**Aim of the task**
Copy exactly the lines that run from the top of the listing to the line containing "63-unit tile ---------- */", both ends included, and omit the pictures.

== Source material ==

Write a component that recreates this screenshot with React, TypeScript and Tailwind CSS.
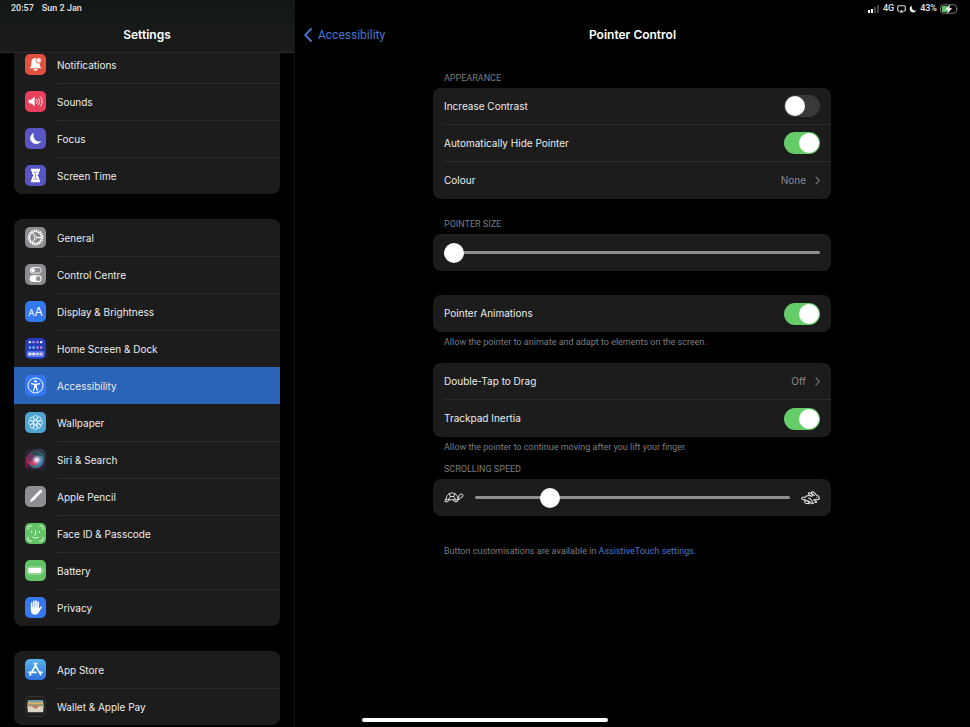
import { useId, useState, type ReactNode } from "react";

/* ---------- Sidebar icons, drawn on a 63-unit tile ---------- */

function Tile({ bg, children }: { bg: string; children: ReactNode }) {
  return (
    <svg viewBox="0 0 63 63" className={`size-[21px] shrink-0 rounded-[5px] ${bg}`} aria-hidden="true">
      {children}
    </svg>
  );
}

const NotificationsIcon = () => (
  <Tile bg="bg-[#e2513f]">
    <path fill="#fff" d="M31 12c-8 0-12 6-12 14 0 9-1 12-6 17h37c-5-5-6-8-6-17 0-8-5-14-13-14zM25 45h13a6.5 5 0 0 1-13 0z" />
    <circle cx="41" cy="19" r="8" fill="#fff" stroke="#e2513f" strokeWidth="2.5" />
  </Tile>
);

const SoundsIcon = () => (
  <Tile bg="bg-[#e5405c]">
    <path fill="#fff" d="M11 26h7l11-9v29l-11-9h-7z" />
    <g fill="none" stroke="#fff" strokeWidth="2.6" strokeLinecap="round">
      <path d="M35 26q4 5.500 0 11" />
      <path d="M41 22q7 9.500 0 19" />
      <path d="M47 18q10 13.500 0 27" />
    </g>
  </Tile>
);

const FocusIcon = () => (
  <Tile bg="bg-[#5756c4]">
    <path fill="#fff" d="M27 14C16 19 13 31 18 39c7 12 24 11 31 0-10 4-19-1-22-10-2-5-2-10 0-15z" />
  </Tile>
);

const ScreenTimeIcon = () => (
  <Tile bg="bg-[#5756c4]">
    <path fill="#fff" d="M18 11h27v7h-2c0 7-3 10-6 13.500 3 3.500 6 6.500 6 13.500h2v7H18v-7h2c0-7 3-10 6-13.500-3-3.500-6-6.500-6-13.500h-2z" />
    <path fill="none" stroke="#5756c4" strokeWidth="2" d="M26 22h11M31.500 26v13M25 42h13" />
  </Tile>
);

const GeneralIcon = () => (
  <Tile bg="bg-[#8b8b90]">
    <g fill="none" stroke="#fff">
      <circle cx="31.500" cy="31.500" r="22" strokeWidth="4.500" strokeDasharray="4 2.910" />
      <circle cx="31.500" cy="31.500" r="18" strokeWidth="3.500" />
      <circle cx="31.500" cy="31.500" r="4" strokeWidth="2.500" />
      <path strokeWidth="3" d="M35 31.500h15M29.500 28L22 15.500M29.500 35L22 47.500" />
    </g>
  </Tile>
);

const ControlCentreIcon = () => (
  <Tile bg="bg-[#8b8b90]">
    <rect x="15.500" y="10.500" width="33" height="17" rx="8.500" fill="none" stroke="#fff" strokeWidth="2.500" />
    <circle cx="24" cy="19" r="6" fill="#fff" />
    <rect x="14" y="34" width="36" height="20" rx="10" fill="#fff" />
    <circle cx="40" cy="44" r="7" fill="#8b8b90" />
  </Tile>
);

const DisplayIcon = () => (
  <span
    aria-hidden="true"
    className="flex size-[21px] shrink-0 items-baseline justify-center rounded-[5px] bg-[#3478ef] leading-[21px] text-white"
  >
    <span className="text-[9px]">A</span>
    <span className="text-[12px]">A</span>
  </span>
);

const HomeScreenIcon = () => (
  <Tile bg="bg-[#223cba]">
    <rect x="6" y="40" width="51" height="17" rx="4" fill="#5f7fe6" />
    <g fill="#e9ecff">
      <rect x="11" y="9" width="7" height="7" rx="2" />
      <rect x="45" y="9" width="7" height="7" rx="2" />
      <rect x="11" y="44" width="8" height="8" rx="2" />
      <rect x="22" y="44" width="8" height="8" rx="2" />
      <rect x="33" y="44" width="8" height="8" rx="2" fill="#bcd0ff" />
      <rect x="44" y="44" width="8" height="8" rx="2" fill="#f0c0cf" />
      <rect x="22" y="9" width="7" height="7" rx="2" fill="#b08be8" />
      <rect x="34" y="9" width="7" height="7" rx="2" fill="#d488c8" />
      <rect x="11" y="25" width="7" height="7" rx="2" fill="#86b4ff" />
      <rect x="22" y="25" width="7" height="7" rx="2" fill="#8fb8ff" />
      <rect x="34" y="25" width="7" height="7" rx="2" fill="#b08be8" />
      <rect x="45" y="25" width="7" height="7" rx="2" fill="#ee7f93" />
    </g>
  </Tile>
);

const AccessibilityIcon = () => (
  <Tile bg="bg-[#3478f6]">
    <circle cx="31.500" cy="31.500" r="22.500" fill="none" stroke="#fff" strokeWidth="3" />
    <circle cx="31.500" cy="19" r="4" fill="#fff" />
    <path
      fill="none"
      stroke="#fff"
      strokeWidth="3.500"
      strokeLinecap="round"
      strokeLinejoin="round"
      d="M19 26l9 2h7l9-2M29 28v9l-4 11M34 28v9l4 11M31.500 28v9"
    />
  </Tile>
);

const petals = [0, 45, 90, 135, 180, 225, 270, 315];

const WallpaperIcon = () => (
  <Tile bg="bg-[#4fa5d0]">
    <g fill="none" stroke="#e8f6ff" strokeWidth="2.500">
      {petals.map((angle) => (
        <ellipse key={angle} cx="31.500" cy="17.500" rx="6.500" ry="7" transform={`rotate(${angle} 31.500 31.500)`} />
      ))}
      <circle cx="31.500" cy="31.500" r="6" strokeWidth="3" />
    </g>
  </Tile>
);

const SiriIcon = () => (
  <Tile bg="bg-[#2a2335]">
    <defs>
      <linearGradient id="siri-orb" x1="0" y1="0.2" x2="1" y2="0.8">
        <stop offset="0" stopColor="#8c1d4c" />
        <stop offset="0.4" stopColor="#56406a" />
        <stop offset="0.7" stopColor="#2a8a92" />
        <stop offset="1" stopColor="#3566d0" />
      </linearGradient>
      <radialGradient id="siri-glow" cx="0.58" cy="0.52" r="0.34">
        <stop offset="0" stopColor="#fff" />
        <stop offset="0.35" stopColor="#e9d6ee" stopOpacity="0.85" />
        <stop offset="1" stopColor="#c05a9a" stopOpacity="0" />
      </radialGradient>
    </defs>
    <path fill="#7a1738" d="M0 18Q14 32 6 63H0z" />
    <path fill="#2b4a55" opacity="0.6" d="M20 0h43v34Q50 6 20 0z" />
    <circle cx="31.500" cy="31.500" r="25" fill="url(#siri-orb)" />
    <path fill="#10504d" opacity="0.8" d="M18 11q20-10 35 11-16-7-24 4-1-10-11-15z" />
    <path fill="#e0365f" opacity="0.85" d="M9 38q14-4 24-5 8 8 2 16-18 3-26-11z" />
    <circle cx="31.500" cy="31.500" r="25" fill="url(#siri-glow)" />
    <circle cx="31.500" cy="31.500" r="25" fill="none" stroke="#9aa0b0" strokeOpacity="0.55" strokeWidth="1.500" />
  </Tile>
);

const PencilIcon = () => (
  <Tile bg="bg-[#8e8e93]">
    <path fill="#fff" d="M14 49l5-11 25-25q4-3 6 0 3 3 0 6L25 44z" />
  </Tile>
);

const FaceIdIcon = () => (
  <Tile bg="bg-[#62c466]">
    <g fill="none" stroke="#fff" strokeWidth="2.600" strokeLinecap="round" strokeLinejoin="round">
      <path d="M9 19v-5q0-5 5-5h5M44 9h5q5 0 5 5v5M54 44v5q0 5-5 5h-5M19 54h-5q-5 0-5-5v-5" />
      <path d="M20 24v5M43 24v5M32 23v11q0 2-3 2M23 43q8.500 6 17 0" />
    </g>
  </Tile>
);

const BatteryTileIcon = () => (
  <Tile bg="bg-[#62c466]">
    <rect x="7" y="20" width="45" height="23" rx="6" fill="none" stroke="#fff" strokeOpacity="0.5" strokeWidth="2" />
    <rect x="10" y="23" width="39" height="17" rx="4" fill="#fff" />
    <path fill="#fff" d="M54 28q4 3.500 0 7z" />
  </Tile>
);

const PrivacyIcon = () => (
  <Tile bg="bg-[#3577ee]">
    <g fill="none" stroke="#fff" strokeWidth="5" strokeLinecap="round">
      <path d="M20 18v18M26.500 13v20M33 12v20M39.500 16v18" />
      <path d="M41 41l7-10" />
    </g>
    <path fill="#fff" d="M17.500 31H42v5l3.500-2Q43 53 30 53q-12.500 0-12.500-14z" />
  </Tile>
);

const AppStoreIcon = () => (
  <Tile bg="bg-linear-to-b from-[#57b4ec] to-[#3070dc]">
    <g fill="none" stroke="#fff" strokeWidth="5" strokeLinecap="round">
      <path d="M35 13L21 38M28 13l19 34M12 40h21M43 40h8M17 45l-2 3" />
    </g>
  </Tile>
);

const WalletIcon = () => (
  <Tile bg="bg-[#1e1e1d]">
    <rect x="1" y="1" width="61" height="61" rx="14" fill="none" stroke="#464635" strokeWidth="2" />
    <rect x="8" y="12" width="47" height="20" rx="3" fill="#6f9aa8" />
    <path fill="#d8b264" d="M8 19h47v16H8z" />
    <path fill="#8aa878" d="M8 24h47v12H8z" />
    <path fill="#c6745c" d="M8 28h47v12H8z" />
    <path fill="#d9d5c6" d="M8 31h12q3 0 4 3 7 8 15 0 1-3 4-3h12v15q0 3-3 3H11q-3 0-3-3z" />
  </Tile>
);

/* ---------- Other glyphs ---------- */

const TurtleIcon = () => (
  <svg viewBox="0 0 60 34" className="h-[11px] w-5 shrink-0" fill="none" stroke="#e8e8e8" strokeWidth="3" strokeLinejoin="round" strokeLinecap="round" aria-hidden="true">
    <path d="M6 23C6 10 14 3 24 3s17 6 19 20z" />
    <path d="M16 6l3 8-6 9M33 6l-4 8 6 9M19 14h10" />
    <path d="M43 20q2-14 9-14 6 0 6 5 0 5-7 6-2 7-9 7M5 21q-4 3-3 9h9l4-6M28 24l4 6h8l2-6" />
  </svg>
);

const HareIcon = () => (
  <svg viewBox="0 0 57 42" className="h-[14px] w-[19px] shrink-0" fill="none" stroke="#e8e8e8" strokeWidth="3.200" strokeLinejoin="round" strokeLinecap="round" aria-hidden="true">
    <path d="M35 14Q30 3 33 2q7 0 13 10 9 3 9 9 0 5-7 5H37" />
    <path d="M40 13Q29 4 22 6q-1 3 10 10" />
    <path d="M30 15q-12-4-18 4-9-2-10 4 1 4 8 3" />
    <path d="M10 25q4 5 12 5l9 7q6 2 6-1l-7-9q-1-6-8-6" />
    <path d="M12 29q-3 6 3 8l10 1q1-4-4-6M40 27l6 5q3 3-5 2" />
    <circle cx="47" cy="19" r="1" fill="#e8e8e8" strokeWidth="1" />
  </svg>
);

const Chevron = () => (
  <svg viewBox="0 0 5 9" className="h-[9px] w-[5px] shrink-0" fill="none" stroke="#6c6c70" strokeWidth="1.200" strokeLinecap="round" strokeLinejoin="round" aria-hidden="true">
    <path d="M1 1l3.300 3.500L1 8" />
  </svg>
);

/* ---------- Sidebar ---------- */

type Item = { label: string; icon: () => ReactNode };

const groups: Item[][] = [
  [
    { label: "Notifications", icon: NotificationsIcon },
    { label: "Sounds", icon: SoundsIcon },
    { label: "Focus", icon: FocusIcon },
    { label: "Screen Time", icon: ScreenTimeIcon },
  ],
  [
    { label: "General", icon: GeneralIcon },
    { label: "Control Centre", icon: ControlCentreIcon },
    { label: "Display & Brightness", icon: DisplayIcon },
    { label: "Home Screen & Dock", icon: HomeScreenIcon },
    { label: "Accessibility", icon: AccessibilityIcon },
    { label: "Wallpaper", icon: WallpaperIcon },
    { label: "Siri & Search", icon: SiriIcon },
    { label: "Apple Pencil", icon: PencilIcon },
    { label: "Face ID & Passcode", icon: FaceIdIcon },
    { label: "Battery", icon: BatteryTileIcon },
    { label: "Privacy", icon: PrivacyIcon },
  ],
  [
    { label: "App Store", icon: AppStoreIcon },
    { label: "Wallet & Apple Pay", icon: WalletIcon },
  ],
];

const selected = "Accessibility";

function Sidebar() {
  return (
    <aside className="flex w-[295px] shrink-0 flex-col border-r border-[#161616]">
      <header className="shrink-0 border-b border-[#272827] bg-linear-to-b from-[#121816] to-[#1a1b1a]">
        <div className="flex h-[17px] items-center gap-2 pl-[11px] font-[Roboto,sans-serif] text-[9px] font-medium text-[#e6e6e6]">
          <span>20:57</span>
          <span>Sun 2 Jan</span>
        </div>
        <h1 className="flex h-[35px] items-center justify-center text-[12px] font-semibold text-white">Settings</h1>
      </header>
      <nav className="min-h-0 flex-1 overflow-hidden pr-[14px] pl-[14px]">
        <div className="-mt-[7px] flex flex-col gap-[25px]">
          {groups.map((group, g) => (
            <ul key={g} className="overflow-hidden rounded-lg bg-[#1c1c1d]">
              {group.map(({ label, icon: Icon }, i) => {
                const active = label === selected;
                const line = i > 0 && !active && group[i - 1].label !== selected;
                return (
                  <li key={label}>
                    <a
                      href="#"
                      aria-current={active ? "page" : undefined}
                      className={`flex h-[37px] items-center gap-[11px] pl-[11px] ${active ? "bg-[#2b63b7]" : ""}`}
                    >
                      <Icon />
                      <span
                        className={`flex h-full flex-1 items-center border-t text-[10px] text-[#ececec] ${
                          line ? "border-[#2b2b2d]" : "border-transparent"
                        }`}
                      >
                        {label}
                      </span>
                    </a>
                  </li>
                );
              })}
            </ul>
          ))}
        </div>
      </nav>
    </aside>
  );
}

/* ---------- Detail pane ---------- */

function StatusIcons() {
  return (
    <div className="flex h-[17px] items-center justify-end gap-[3px] pr-[11px] font-[Roboto,sans-serif] text-[9px] font-medium text-[#e6e6e6]">
      <svg viewBox="0 0 12 8" className="h-2 w-3" aria-hidden="true">
        <rect x="0" y="5" width="2" height="3" fill="#fff" />
        <rect x="3" y="4" width="2" height="4" fill="#fff" />
        <rect x="6" y="2" width="2" height="6" fill="#444" />
        <rect x="9" y="0" width="2" height="8" fill="#444" />
      </svg>
      <span>4G</span>
      <svg viewBox="0 0 9 8" className="h-2 w-[9px]" aria-hidden="true">
        <path d="M2.500 6H1.700Q.700 6 .700 5V1.700q0-1 1-1h5.600q1 0 1 1V5q0 1-1 1h-.800" fill="none" stroke="#ddd" strokeWidth="1.100" />
        <path d="M4.500 4.800L6.800 7.600H2.200z" fill="#ddd" />
      </svg>
      <svg viewBox="0 0 8 8" className="size-2" aria-hidden="true">
        <path fill="#eee" d="M2.800.500C.200 1.700.200 5 1.700 6.500 3.500 8.200 6.500 7.600 7.500 5.500 5 6.200 2 4.500 2.800.500z" />
      </svg>
      <span>43%</span>
      <svg viewBox="0 0 19 10" className="h-[10px] w-[19px]" aria-hidden="true">
        <rect x=".500" y=".800" width="16" height="8.400" rx="2.500" fill="none" stroke="#777" />
        <rect x="1.800" y="2" width="6" height="6" rx="1.300" fill="#62c466" />
        <path d="M17.600 3.500q1.300 1.500 0 3z" fill="#777" />
        <path d="M9.900.400L5.300 5.700h2.600L7.200 9.700l5-5.500H9.400z" fill="#fff" />
      </svg>
    </div>
  );
}

const Card = ({ children }: { children: ReactNode }) => (
  <div className="divide-y divide-[#2b2b2d] overflow-hidden rounded-lg bg-[#1c1c1d] pl-[11px]">{children}</div>
);

const Caption = ({ children }: { children: ReactNode }) => (
  <h3 className="mb-[3px] px-[11px] font-[Roboto,sans-serif] text-[9px] leading-[14px] text-[#7d7d82]">{children}</h3>
);

const Note = ({ children }: { children: ReactNode }) => (
  <p className="mt-[3px] px-[11px] font-[Roboto,sans-serif] text-[9px] leading-[14px] text-[#7d7d82]">{children}</p>
);

function ToggleRow({ label, initial }: { label: string; initial: boolean }) {
  const id = useId();
  const [on, setOn] = useState(initial);
  return (
    <div className="flex h-[37px] items-center justify-between pr-[11px]">
      <label htmlFor={id} className="text-[10px] text-[#ececec]">
        {label}
      </label>
      <input
        id={id}
        type="checkbox"
        role="switch"
        checked={on}
        onChange={(e) => setOn(e.target.checked)}
        className="h-[22px] w-9 appearance-none rounded-full bg-[#39393c] p-px before:block before:size-5 before:rounded-full before:bg-white before:content-[''] checked:bg-[#65cd68] checked:before:translate-x-[14px]"
      />
    </div>
  );
}

function LinkRow({ label, value }: { label: string; value: string }) {
  return (
    <button type="button" className="flex h-[37px] w-full items-center pr-[11px] text-[10px]">
      <span className="flex-1 text-left text-[#ececec]">{label}</span>
      <span className="mr-[9px] text-[#8a8a8f]">{value}</span>
      <Chevron />
    </button>
  );
}

function Slider({ label, initial }: { label: string; initial: number }) {
  const [value, setValue] = useState(initial);
  return (
    <input
      type="range"
      aria-label={label}
      min={0}
      max={100}
      value={value}
      onChange={(e) => setValue(Number(e.target.value))}
      className="h-[3px] min-w-0 flex-1 appearance-none rounded-full bg-[#8f8f92] [&::-webkit-slider-thumb]:size-5 [&::-webkit-slider-thumb]:appearance-none [&::-webkit-slider-thumb]:rounded-full [&::-webkit-slider-thumb]:bg-white"
    />
  );
}

function Detail() {
  return (
    <main className="flex min-w-0 flex-1 flex-col">
      <header className="shrink-0">
        <StatusIcons />
        <div className="grid h-9 grid-cols-[1fr_auto_1fr] items-center px-[9px]">
          <a href="#" className="flex items-center gap-[6px] font-[Roboto,sans-serif] text-[12px] text-[#4479cf]">
            <svg viewBox="0 0 8 14" className="h-[14px] w-2" fill="none" stroke="currentColor" strokeWidth="1.800" strokeLinecap="round" strokeLinejoin="round" aria-hidden="true">
              <path d="M7 1L1.200 7 7 13" />
            </svg>
            Accessibility
          </a>
          <h2 className="text-[12px] font-semibold text-white">Pointer Control</h2>
        </div>
      </header>

      <div className="pt-[18px] pr-px">
        <div className="mx-auto w-full max-w-[398px]">
          <section>
            <Caption>APPEARANCE</Caption>
            <Card>
              <ToggleRow label="Increase Contrast" initial={false} />
              <ToggleRow label="Automatically Hide Pointer" initial={true} />
              <LinkRow label="Colour" value="None" />
            </Card>
          </section>

          <section className="mt-[18px]">
            <Caption>POINTER SIZE</Caption>
            <Card>
              <div className="flex h-[37px] items-center pr-[11px]">
                <Slider label="Pointer size" initial={0} />
              </div>
            </Card>
          </section>

          <section className="mt-6">
            <Card>
              <ToggleRow label="Pointer Animations" initial={true} />
            </Card>
            <Note>Allow the pointer to animate and adapt to elements on the screen.</Note>
          </section>

          <section className="mt-[14px]">
            <Card>
              <LinkRow label="Double-Tap to Drag" value="Off" />
              <ToggleRow label="Trackpad Inertia" initial={true} />
            </Card>
            <Note>Allow the pointer to continue moving after you lift your finger.</Note>
          </section>

          <section className="mt-2">
            <Caption>SCROLLING SPEED</Caption>
            <Card>
              <div className="flex h-[37px] items-center gap-[11px] pr-[11px]">
                <TurtleIcon />
                <Slider label="Scrolling speed" initial={22} />
                <HareIcon />
              </div>
            </Card>
          </section>

          <p className="mt-7 px-[11px] font-[Roboto,sans-serif] text-[9px] leading-[14px] text-[#7d7d82]">
            Button customisations are available in{" "}
            <a href="#" className="text-[#4479cf]">
              AssistiveTouch settings.
            </a>
          </p>
        </div>
      </div>
    </main>
  );
}

export default function App() {
  return (
    <div className="relative flex h-screen overflow-hidden bg-black font-[Inter,'Liberation_Sans',sans-serif]">
      <Sidebar />
      <Detail />
      <div className="absolute bottom-[5px] left-1/2 h-1 w-[246px] -translate-x-1/2 rounded-full bg-white" />
    </div>
  );
}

===

**Task response**
Write a component that recreates this screenshot with React, TypeScript and Tailwind CSS.
import { useId, useState, type ReactNode } from "react";

/* ---------- Sidebar icons, drawn on a 63-unit tile ---------- */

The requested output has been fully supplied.